2003, “Map Monde”, au Musée d’Art Roger Quilliot à Clermont Ferrand (MARQ), Commissaire de l’exposition, Mme Evelyne Artaud.

En 2003, une exposition est organisée pour créer un lieu d’échange entre les œuvres des artistes algériens en France et en Algérie. L’enjeu de cette exposition est de renouer des liens à travers une histoire marquée par les connivences et des violences (colonisation, guerre, tortures, émigration, intégration, terrorisme). Elle est un hommage à tous ceux qui ont souhaité au prix de leur vie conserver leur volonté de pensée et de liberté qui s’accompagne souvent sur le terrain de la résistance à la barbarie et à la violence.

Dans cette exposition, Hellal Zoubir s’intéresse à la géographie qui n’est pas la même selon le point de vue où l’on se situe.

L’artiste en toute liberté sur sa cartographie imaginaire intervertit les noms des villes, des pays, déplace les continents, les océans et redessine les frontières. En maître du monde, l ‘artiste – politico-géographe – l’envisage à sa façon comme ceux qui ont participé à la signature de différents traités qui ont découpé le monde selon les intérêts des puissances sans tenir compte des cultures locales : Traité de Tordesillas en 1494, Traité de Berlin en 1885.

L’artiste interroge : au nom de quelle vérité ou erreur ou de quelle dérision ou liberté la cartographie du monde a-t-elle été mise en place ? L’artiste s’arroge lui aussi ce pouvoir et se permet aussi de réviser, revisiter et révolutionner le monde pour se jouer du monde. Cette nouvelle géographie nous démontre combien les pouvoirs se partagent le monde sans nous et l’importance du lieu de naissance. Il nous interpelle aussi sur ces thèmes de prédilection : mondialisation, nouvelles frontières, inflation de l’espace, de l’information et de l’actualité.

Sur le ton de l’ironie et de la dérision, il souligne l’incohérence des relations humaines et sur la relativité du monde qu’ils ont construit. Pour lui, « l’homme est un prédateur, si l’opprimé était à la place de l’oppresseur, il agirait comme lui ou ferait pire ».

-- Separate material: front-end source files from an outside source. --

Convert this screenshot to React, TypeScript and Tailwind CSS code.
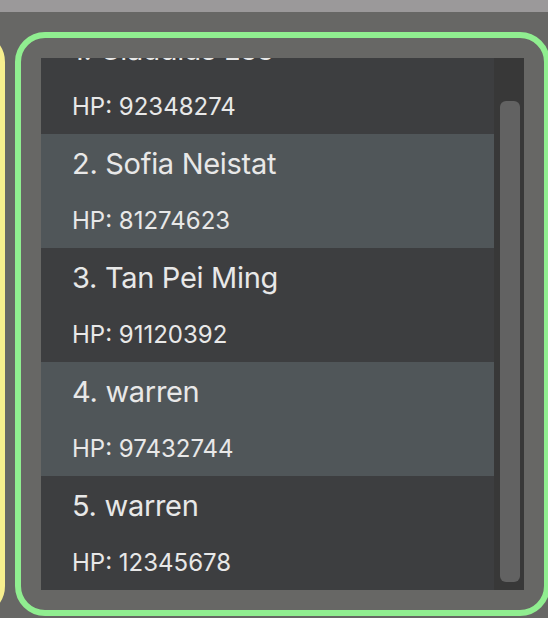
import React from 'react';

const contacts = [
  { name: 'Claudius Lee', phone: '92348274' },
  { name: 'Sofia Neistat', phone: '81274623' },
  { name: 'Tan Pei Ming', phone: '91120392' },
  { name: 'warren', phone: '97432744' },
  { name: 'warren', phone: '12345678' },
];

export default function App() {
  return (
    <div className="w-[548px] h-[618px] overflow-hidden bg-[#676765] flex flex-col" style={{ fontFamily: 'Inter, "Noto Sans", sans-serif' }}>
      <div className="h-[12px] shrink-0 bg-[#9b999a]" />
      <div className="flex gap-[10px] pt-[20px]">
        {/* edge of the neighbouring panel */}
        <div className="w-[100px] h-[584px] shrink-0 -ml-[95px] border-[5px] border-[#f7ef8e] rounded-[30px]" />

        <div className="w-[535px] h-[584px] shrink-0 border-[6px] border-[#90ee90] rounded-[30px] p-[20px]">
          <div className="flex h-[532px] w-[483px]">
            <div className="w-[453px] overflow-hidden">
              {/* list is scrolled down a little */}
              <div className="-mt-[38px]">
                {contacts.map((c, i) => (
                  <div
                    key={i}
                    className={`h-[114px] pt-[12px] pl-[31px] text-[#e8e8e8] ${i % 2 === 0 ? 'bg-[#3d3e40]' : 'bg-[#505659]'}`}
                  >
                    <div className="text-[29px] leading-[36px] tracking-[-0.3px]">
                      {i + 1}. {c.name}
                    </div>
                    <div className="mt-[24px] text-[24px] leading-[30px]">HP: {c.phone}</div>
                  </div>
                ))}
              </div>
            </div>
            <div className="w-[30px] bg-[#383838] pt-[43px] pb-[8px] pl-[6px] pr-[4px]">
              <div className="h-full w-[20px] rounded-[6px] bg-[#626262]" />
            </div>
          </div>
        </div>
      </div>
    </div>
  );
}
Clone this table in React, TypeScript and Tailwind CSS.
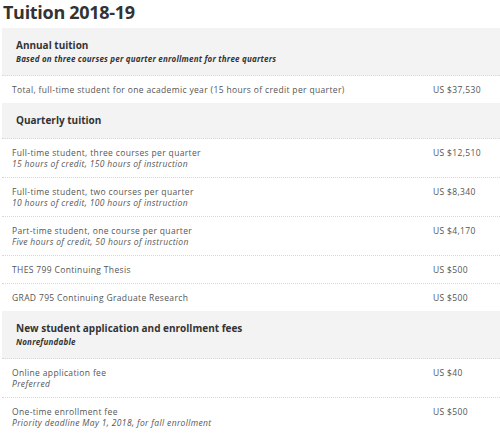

Ces cartes de géographie, importantes par les informations symboliques et par leurs connotations sont transformées en les plaçant dans un processus perturbé, dévié sur le plan du tableau leur apportant une nouvelle dimension, la sienne celle de la remise en cause. Un travail qui fait écho à celui de Jean-Pierre Reynaud avec les drapeaux en développant un concept par rapport à un objet quotidien. Sur un fond humoristique, il brouille le paysage géopolitique en dévoyant des positions solidement ancrées et révèlent ainsi une somme d’ambiguïtés et de relativisation basée sur la proposition de contraires. Une montagne de questionnement submerge alors l’observateur de ces œuvres. Cette remise en cause des normes et des codes entraîne des dérapages, des incertitudes et crée un malaise. Cette démarche artistique visant volontairement le trouble est le trouble de Guy Scarpetta et introduit : « dans le champ même de l’art (et de sa perception), un coefficient d’impureté ou de déstabilisation, ce qui triche avec les codes, ce qui perturbe les orthodoxies, ce qui fissure les conformismes ».